**Problem details**
All the data should be repeated exactly. Any image in it is left out.

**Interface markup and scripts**

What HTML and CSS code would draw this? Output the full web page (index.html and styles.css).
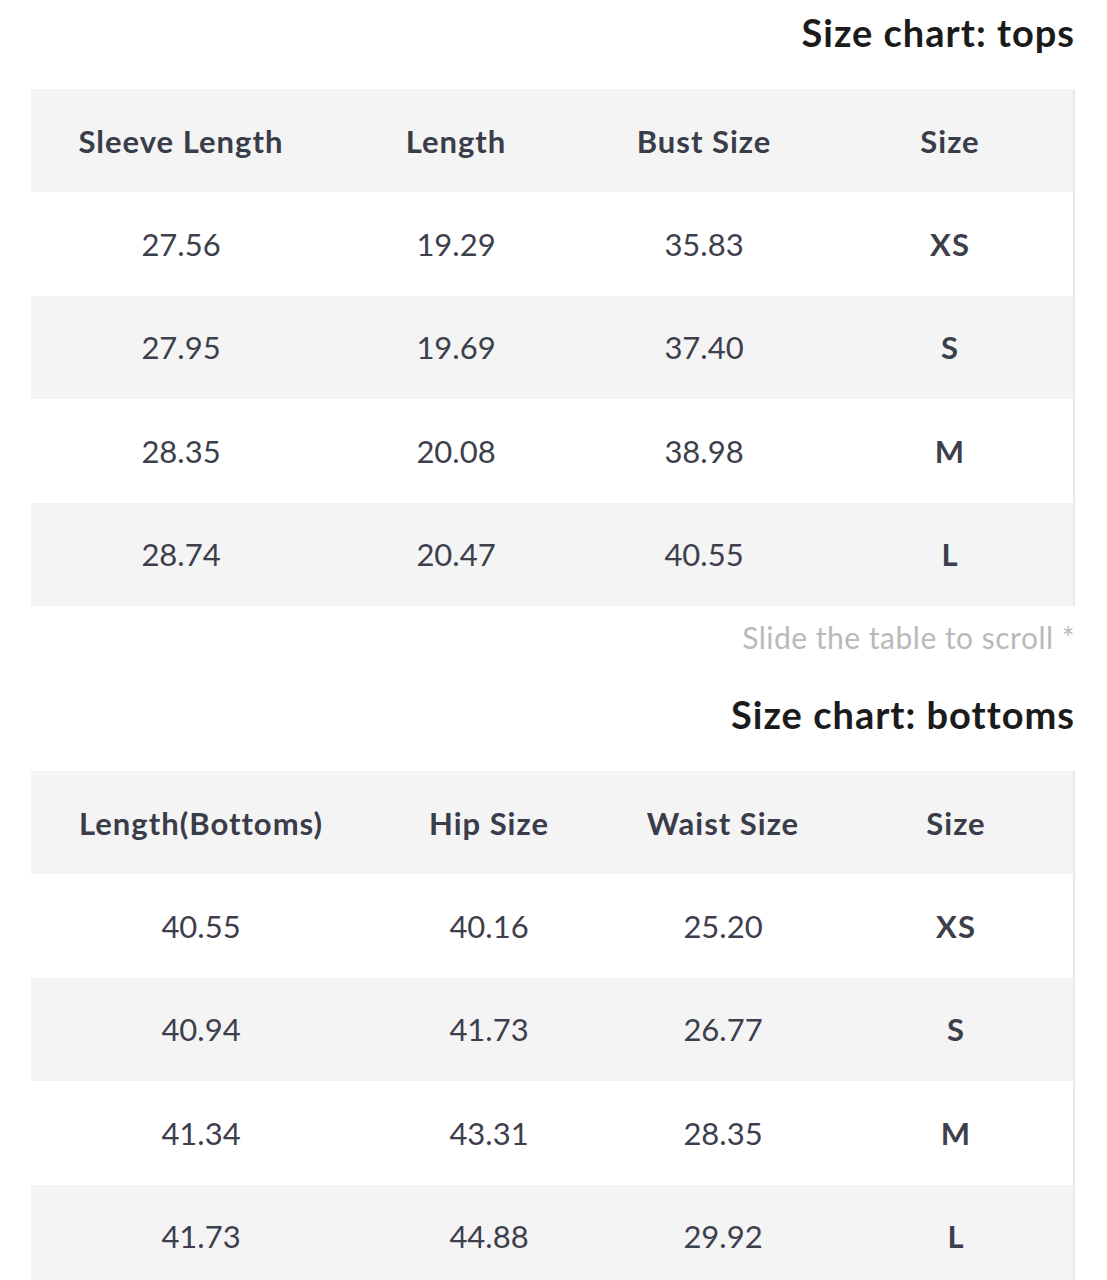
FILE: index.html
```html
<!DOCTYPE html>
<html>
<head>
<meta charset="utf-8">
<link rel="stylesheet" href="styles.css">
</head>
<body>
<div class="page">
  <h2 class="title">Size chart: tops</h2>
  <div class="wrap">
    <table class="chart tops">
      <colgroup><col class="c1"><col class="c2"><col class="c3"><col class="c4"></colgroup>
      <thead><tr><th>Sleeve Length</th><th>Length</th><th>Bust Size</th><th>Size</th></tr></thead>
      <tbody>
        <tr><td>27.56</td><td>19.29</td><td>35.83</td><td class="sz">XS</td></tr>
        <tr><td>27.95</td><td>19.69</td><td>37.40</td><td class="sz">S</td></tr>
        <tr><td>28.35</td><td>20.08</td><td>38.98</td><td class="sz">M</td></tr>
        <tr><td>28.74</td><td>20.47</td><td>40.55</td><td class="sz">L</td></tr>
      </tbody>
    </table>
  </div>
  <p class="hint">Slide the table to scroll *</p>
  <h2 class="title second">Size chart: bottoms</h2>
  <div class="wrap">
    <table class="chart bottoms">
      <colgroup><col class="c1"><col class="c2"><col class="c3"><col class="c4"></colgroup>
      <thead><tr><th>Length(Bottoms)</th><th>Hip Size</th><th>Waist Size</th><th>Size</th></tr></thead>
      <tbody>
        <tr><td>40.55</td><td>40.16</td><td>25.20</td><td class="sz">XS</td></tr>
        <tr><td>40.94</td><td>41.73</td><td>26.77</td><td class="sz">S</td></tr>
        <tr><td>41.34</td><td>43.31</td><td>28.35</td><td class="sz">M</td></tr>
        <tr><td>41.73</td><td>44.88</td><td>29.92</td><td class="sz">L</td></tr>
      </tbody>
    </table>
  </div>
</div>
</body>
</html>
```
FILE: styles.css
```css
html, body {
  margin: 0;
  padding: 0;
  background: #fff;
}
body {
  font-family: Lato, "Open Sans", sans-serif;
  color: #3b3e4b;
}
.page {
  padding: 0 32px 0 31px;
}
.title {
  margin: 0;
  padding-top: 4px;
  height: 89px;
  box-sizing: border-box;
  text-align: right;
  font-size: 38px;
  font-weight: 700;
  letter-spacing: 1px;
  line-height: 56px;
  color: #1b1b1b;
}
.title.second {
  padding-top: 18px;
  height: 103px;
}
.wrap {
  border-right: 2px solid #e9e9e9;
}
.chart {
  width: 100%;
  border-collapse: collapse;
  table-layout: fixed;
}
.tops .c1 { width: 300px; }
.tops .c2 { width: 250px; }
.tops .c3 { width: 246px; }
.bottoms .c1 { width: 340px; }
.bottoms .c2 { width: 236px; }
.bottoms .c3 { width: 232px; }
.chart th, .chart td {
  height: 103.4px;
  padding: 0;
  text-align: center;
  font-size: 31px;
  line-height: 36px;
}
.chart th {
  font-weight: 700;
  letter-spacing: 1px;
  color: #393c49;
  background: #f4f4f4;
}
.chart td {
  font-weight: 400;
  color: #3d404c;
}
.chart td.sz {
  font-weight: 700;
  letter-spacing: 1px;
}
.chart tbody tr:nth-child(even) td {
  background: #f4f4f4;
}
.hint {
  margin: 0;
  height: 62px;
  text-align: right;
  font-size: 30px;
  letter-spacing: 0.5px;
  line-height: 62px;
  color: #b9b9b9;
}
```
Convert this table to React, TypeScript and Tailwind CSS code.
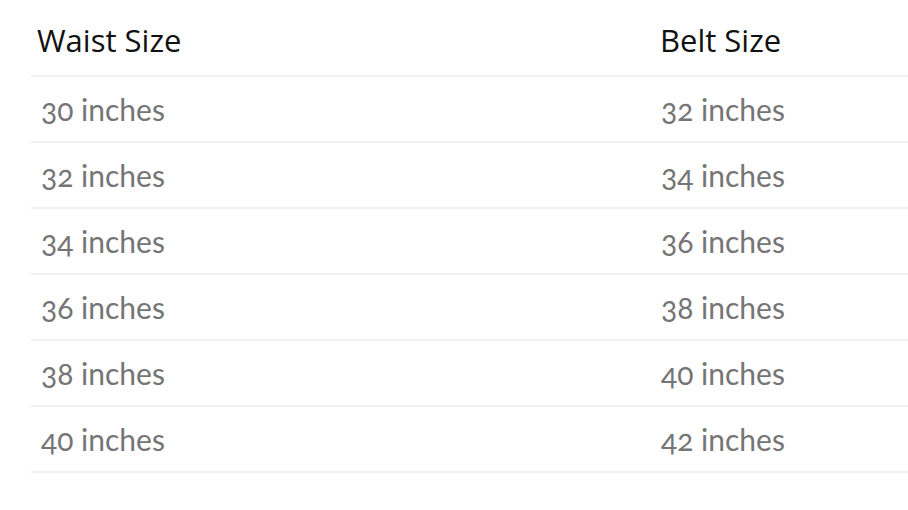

**Result of the task**
What HTML and CSS code would draw this? Output the full web page (index.html and styles.css).
FILE: index.html
```html
<!DOCTYPE html>
<html>
<head>
<meta charset="utf-8">
<link rel="stylesheet" href="styles.css">
</head>
<body>
<div class="page">
  <h2 class="title">Size chart: tops</h2>
  <div class="wrap">
    <table class="chart tops">
      <colgroup><col class="c1"><col class="c2"><col class="c3"><col class="c4"></colgroup>
      <thead><tr><th>Sleeve Length</th><th>Length</th><th>Bust Size</th><th>Size</th></tr></thead>
      <tbody>
        <tr><td>27.56</td><td>19.29</td><td>35.83</td><td class="sz">XS</td></tr>
        <tr><td>27.95</td><td>19.69</td><td>37.40</td><td class="sz">S</td></tr>
        <tr><td>28.35</td><td>20.08</td><td>38.98</td><td class="sz">M</td></tr>
        <tr><td>28.74</td><td>20.47</td><td>40.55</td><td class="sz">L</td></tr>
      </tbody>
    </table>
  </div>
  <p class="hint">Slide the table to scroll *</p>
  <h2 class="title second">Size chart: bottoms</h2>
  <div class="wrap">
    <table class="chart bottoms">
      <colgroup><col class="c1"><col class="c2"><col class="c3"><col class="c4"></colgroup>
      <thead><tr><th>Length(Bottoms)</th><th>Hip Size</th><th>Waist Size</th><th>Size</th></tr></thead>
      <tbody>
        <tr><td>40.55</td><td>40.16</td><td>25.20</td><td class="sz">XS</td></tr>
        <tr><td>40.94</td><td>41.73</td><td>26.77</td><td class="sz">S</td></tr>
        <tr><td>41.34</td><td>43.31</td><td>28.35</td><td class="sz">M</td></tr>
        <tr><td>41.73</td><td>44.88</td><td>29.92</td><td class="sz">L</td></tr>
      </tbody>
    </table>
  </div>
</div>
</body>
</html>
```
FILE: styles.css
```css
html, body {
  margin: 0;
  padding: 0;
  background: #fff;
}
body {
  font-family: Lato, "Open Sans", sans-serif;
  color: #3b3e4b;
}
.page {
  padding: 0 32px 0 31px;
}
.title {
  margin: 0;
  padding-top: 4px;
  height: 89px;
  box-sizing: border-box;
  text-align: right;
  font-size: 38px;
  font-weight: 700;
  letter-spacing: 1px;
  line-height: 56px;
  color: #1b1b1b;
}
.title.second {
  padding-top: 18px;
  height: 103px;
}
.wrap {
  border-right: 2px solid #e9e9e9;
}
.chart {
  width: 100%;
  border-collapse: collapse;
  table-layout: fixed;
}
.tops .c1 { width: 300px; }
.tops .c2 { width: 250px; }
.tops .c3 { width: 246px; }
.bottoms .c1 { width: 340px; }
.bottoms .c2 { width: 236px; }
.bottoms .c3 { width: 232px; }
.chart th, .chart td {
  height: 103.4px;
  padding: 0;
  text-align: center;
  font-size: 31px;
  line-height: 36px;
}
.chart th {
  font-weight: 700;
  letter-spacing: 1px;
  color: #393c49;
  background: #f4f4f4;
}
.chart td {
  font-weight: 400;
  color: #3d404c;
}
.chart td.sz {
  font-weight: 700;
  letter-spacing: 1px;
}
.chart tbody tr:nth-child(even) td {
  background: #f4f4f4;
}
.hint {
  margin: 0;
  height: 62px;
  text-align: right;
  font-size: 30px;
  letter-spacing: 0.5px;
  line-height: 62px;
  color: #b9b9b9;
}
```
Convert this table to React, TypeScript and Tailwind CSS code.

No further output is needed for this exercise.